I’ll let that sink in for a few seconds.
Back with me?
Why do I queue up for four hours in the rain on Record Store Day; why do I pay a lot of money for music I often already own; and just, well … why!?
I was fortunate that I had been given money as a Christmas gift, and I wanted to spend it on something that befitted a gift. But it doesn’t answer the question of why I bought that record for a third time when, for example, I could buy five new LPs worth of fresh new music. A week or so ago I went for a beer with a new acquaintance that I’d met at a regular Music Managers Forum meeting. He mentioned a book called The Curve: Turning Followers Into Superfans by Nicholas Lovell and it all started to fall into place. This is the story of why I bought that box set.
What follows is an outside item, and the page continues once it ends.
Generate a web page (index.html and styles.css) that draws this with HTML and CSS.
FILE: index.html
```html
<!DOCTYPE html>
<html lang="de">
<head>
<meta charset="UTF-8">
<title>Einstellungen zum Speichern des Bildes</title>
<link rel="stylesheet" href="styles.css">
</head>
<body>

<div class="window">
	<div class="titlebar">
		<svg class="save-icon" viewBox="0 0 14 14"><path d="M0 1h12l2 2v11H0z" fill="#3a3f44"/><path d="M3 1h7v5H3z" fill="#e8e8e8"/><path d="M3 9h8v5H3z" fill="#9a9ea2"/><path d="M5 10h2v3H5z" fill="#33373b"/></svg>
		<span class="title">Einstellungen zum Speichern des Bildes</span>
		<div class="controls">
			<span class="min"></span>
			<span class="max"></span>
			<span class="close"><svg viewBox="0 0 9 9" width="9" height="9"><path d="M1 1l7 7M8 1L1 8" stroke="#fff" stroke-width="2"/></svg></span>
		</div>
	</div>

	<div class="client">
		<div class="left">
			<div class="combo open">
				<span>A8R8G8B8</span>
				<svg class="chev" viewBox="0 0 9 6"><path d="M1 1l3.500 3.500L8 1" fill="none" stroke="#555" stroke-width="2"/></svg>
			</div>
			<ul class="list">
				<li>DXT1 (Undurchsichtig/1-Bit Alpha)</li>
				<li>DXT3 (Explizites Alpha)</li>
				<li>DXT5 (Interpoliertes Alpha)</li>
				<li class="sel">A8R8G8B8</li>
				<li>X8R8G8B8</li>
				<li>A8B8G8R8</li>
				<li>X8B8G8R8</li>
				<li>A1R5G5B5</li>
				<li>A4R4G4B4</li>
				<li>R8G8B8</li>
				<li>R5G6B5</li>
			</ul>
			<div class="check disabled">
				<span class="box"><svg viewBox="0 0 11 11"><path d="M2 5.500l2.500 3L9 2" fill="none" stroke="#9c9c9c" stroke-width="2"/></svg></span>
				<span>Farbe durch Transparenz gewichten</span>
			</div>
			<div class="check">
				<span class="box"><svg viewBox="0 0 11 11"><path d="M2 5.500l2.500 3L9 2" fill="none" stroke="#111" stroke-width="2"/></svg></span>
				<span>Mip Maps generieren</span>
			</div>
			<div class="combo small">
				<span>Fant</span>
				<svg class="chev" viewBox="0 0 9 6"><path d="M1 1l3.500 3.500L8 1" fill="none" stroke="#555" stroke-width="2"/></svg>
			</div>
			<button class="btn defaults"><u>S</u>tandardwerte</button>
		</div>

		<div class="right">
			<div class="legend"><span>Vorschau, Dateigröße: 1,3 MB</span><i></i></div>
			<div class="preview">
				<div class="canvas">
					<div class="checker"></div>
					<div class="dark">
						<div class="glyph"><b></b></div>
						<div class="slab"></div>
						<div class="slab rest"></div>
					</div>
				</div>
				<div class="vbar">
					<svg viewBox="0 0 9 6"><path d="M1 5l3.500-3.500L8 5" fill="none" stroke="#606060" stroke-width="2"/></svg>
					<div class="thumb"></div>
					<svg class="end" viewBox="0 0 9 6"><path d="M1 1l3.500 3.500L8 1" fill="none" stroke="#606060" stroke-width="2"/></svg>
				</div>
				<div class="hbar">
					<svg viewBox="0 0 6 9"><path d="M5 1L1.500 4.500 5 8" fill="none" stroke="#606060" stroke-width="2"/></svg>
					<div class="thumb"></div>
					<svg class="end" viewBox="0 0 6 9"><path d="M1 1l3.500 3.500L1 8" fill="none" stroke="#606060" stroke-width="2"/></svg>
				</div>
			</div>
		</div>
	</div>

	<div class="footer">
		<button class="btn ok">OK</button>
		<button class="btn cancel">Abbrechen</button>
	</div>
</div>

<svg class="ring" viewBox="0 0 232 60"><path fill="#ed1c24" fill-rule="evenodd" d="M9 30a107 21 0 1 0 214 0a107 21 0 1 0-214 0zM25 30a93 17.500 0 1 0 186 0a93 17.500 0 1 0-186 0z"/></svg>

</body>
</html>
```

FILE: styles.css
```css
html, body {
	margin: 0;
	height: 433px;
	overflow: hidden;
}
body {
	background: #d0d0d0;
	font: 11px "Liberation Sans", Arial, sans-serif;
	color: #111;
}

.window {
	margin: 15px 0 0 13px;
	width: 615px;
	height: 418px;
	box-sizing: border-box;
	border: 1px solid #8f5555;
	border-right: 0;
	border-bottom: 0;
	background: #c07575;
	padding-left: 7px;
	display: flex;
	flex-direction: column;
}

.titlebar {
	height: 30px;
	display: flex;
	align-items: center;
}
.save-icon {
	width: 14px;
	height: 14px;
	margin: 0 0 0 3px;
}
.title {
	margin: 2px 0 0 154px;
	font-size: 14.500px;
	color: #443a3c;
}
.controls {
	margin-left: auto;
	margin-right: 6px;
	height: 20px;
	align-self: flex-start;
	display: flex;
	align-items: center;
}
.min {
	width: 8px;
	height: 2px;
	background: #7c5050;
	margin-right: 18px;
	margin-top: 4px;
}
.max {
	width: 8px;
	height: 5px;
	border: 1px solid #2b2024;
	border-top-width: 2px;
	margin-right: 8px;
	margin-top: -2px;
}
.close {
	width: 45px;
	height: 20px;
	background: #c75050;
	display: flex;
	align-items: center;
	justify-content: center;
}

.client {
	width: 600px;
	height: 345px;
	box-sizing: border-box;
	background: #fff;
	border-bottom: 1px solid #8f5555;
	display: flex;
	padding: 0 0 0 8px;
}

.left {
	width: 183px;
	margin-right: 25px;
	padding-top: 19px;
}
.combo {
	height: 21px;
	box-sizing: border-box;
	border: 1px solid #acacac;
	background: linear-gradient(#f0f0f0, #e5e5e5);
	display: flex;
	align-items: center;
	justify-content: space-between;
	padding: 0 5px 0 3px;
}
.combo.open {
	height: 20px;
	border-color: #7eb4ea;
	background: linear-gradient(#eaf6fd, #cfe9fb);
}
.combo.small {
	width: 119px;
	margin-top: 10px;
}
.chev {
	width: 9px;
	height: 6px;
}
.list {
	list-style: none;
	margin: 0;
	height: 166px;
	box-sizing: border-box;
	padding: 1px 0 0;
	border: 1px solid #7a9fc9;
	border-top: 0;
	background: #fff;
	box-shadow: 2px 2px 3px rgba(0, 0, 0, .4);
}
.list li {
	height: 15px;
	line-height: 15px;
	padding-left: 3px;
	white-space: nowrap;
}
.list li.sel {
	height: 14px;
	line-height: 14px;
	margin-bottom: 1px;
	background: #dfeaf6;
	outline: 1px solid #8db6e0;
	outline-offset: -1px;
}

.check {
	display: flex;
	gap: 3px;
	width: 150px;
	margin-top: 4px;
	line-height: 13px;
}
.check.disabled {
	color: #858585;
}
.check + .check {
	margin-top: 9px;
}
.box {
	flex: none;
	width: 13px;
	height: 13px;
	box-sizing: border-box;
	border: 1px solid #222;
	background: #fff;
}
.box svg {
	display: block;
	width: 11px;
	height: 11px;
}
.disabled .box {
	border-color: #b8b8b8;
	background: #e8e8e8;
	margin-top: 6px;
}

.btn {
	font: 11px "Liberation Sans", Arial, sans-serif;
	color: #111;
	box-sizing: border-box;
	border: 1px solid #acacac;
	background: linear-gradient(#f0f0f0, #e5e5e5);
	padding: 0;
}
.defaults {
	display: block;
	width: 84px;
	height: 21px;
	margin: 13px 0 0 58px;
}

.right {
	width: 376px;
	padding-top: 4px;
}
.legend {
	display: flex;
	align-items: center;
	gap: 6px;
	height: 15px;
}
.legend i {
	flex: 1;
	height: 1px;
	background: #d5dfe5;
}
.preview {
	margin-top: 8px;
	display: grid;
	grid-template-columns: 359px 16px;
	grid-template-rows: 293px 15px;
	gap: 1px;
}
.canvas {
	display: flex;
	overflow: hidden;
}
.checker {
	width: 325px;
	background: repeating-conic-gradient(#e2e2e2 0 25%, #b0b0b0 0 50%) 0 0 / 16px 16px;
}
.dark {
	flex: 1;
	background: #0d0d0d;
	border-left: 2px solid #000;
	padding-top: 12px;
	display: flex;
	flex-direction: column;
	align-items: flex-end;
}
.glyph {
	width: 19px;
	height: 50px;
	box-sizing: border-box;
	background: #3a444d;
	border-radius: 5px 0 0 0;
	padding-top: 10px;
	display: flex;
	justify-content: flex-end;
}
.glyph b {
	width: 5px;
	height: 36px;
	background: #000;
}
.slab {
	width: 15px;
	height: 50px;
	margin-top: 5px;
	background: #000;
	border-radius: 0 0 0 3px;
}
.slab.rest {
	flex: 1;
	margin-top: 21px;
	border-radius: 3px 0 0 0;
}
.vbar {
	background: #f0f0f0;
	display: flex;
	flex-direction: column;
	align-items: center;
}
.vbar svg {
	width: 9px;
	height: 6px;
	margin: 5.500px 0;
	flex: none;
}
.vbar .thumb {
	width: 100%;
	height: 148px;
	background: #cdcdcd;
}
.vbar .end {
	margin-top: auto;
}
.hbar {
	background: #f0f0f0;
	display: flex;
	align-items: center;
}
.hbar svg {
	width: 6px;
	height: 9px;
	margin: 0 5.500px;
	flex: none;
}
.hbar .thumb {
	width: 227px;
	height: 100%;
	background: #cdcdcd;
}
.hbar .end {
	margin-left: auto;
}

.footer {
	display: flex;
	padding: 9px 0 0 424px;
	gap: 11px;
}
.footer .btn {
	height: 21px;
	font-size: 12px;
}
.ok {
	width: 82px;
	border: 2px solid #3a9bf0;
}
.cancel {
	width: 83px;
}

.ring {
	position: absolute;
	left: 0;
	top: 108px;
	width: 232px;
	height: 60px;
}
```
In a previous blog 7/10 ain’t bad I had a pop at Spotify and other streaming services. I was bemoaning the miserly revenue they generate for 90% of artists compared to other income streams where the listener doesn’t actually own the music. But I was looking at it the wrong way and The Curve argues the following:
Firstly, folk will always find a way to get stuff for free. They always have. They always will. Who remembers the 1980s anti-piracy campaign “Home taping is killing music and it’s illegal” skull and crossbones motif on every new LP? (Risibly, the cause for concern was the cassette player). Home taping wasn’t killing music, it enabled fans who had already bought the LP to listen to it on the move, initially portable cassette players and soon after the Sony Walkman. Granted we taped music and lent it to pals too, but then we used to swap LPs too before that campaign (and afterwards).
Music fans usually have to listen to new stuff before parting with cash. (There are exceptions. Not very often, but sometimes I will buy something on spec simply because I like the cover). Today many people find new music through streaming – to all intents and purposes it’s either free or virtually free, and I admit it’s a great way to find new music. Is it killing music? To the artist or distributor it costs virtually nothing to provide a song digitally. I’ll come back to this later.
The second of The Curve’s points is that people will pay for physical products they like, and on occasion they will pay an awful lot of money. In summary, people do this because they like owning something that’s special, that looks and feels quality, and has elements that are exclusive. It’s why people will pay thousands of pounds for a watch that says the same time (give or take a second) as a Casio that costs £7.99 from Argos. It’s not the information that’s important – because the time is the time – it’s what they want the watch to say about them and their personality, and it makes them feel good. And, yes, that it appears that they can afford it.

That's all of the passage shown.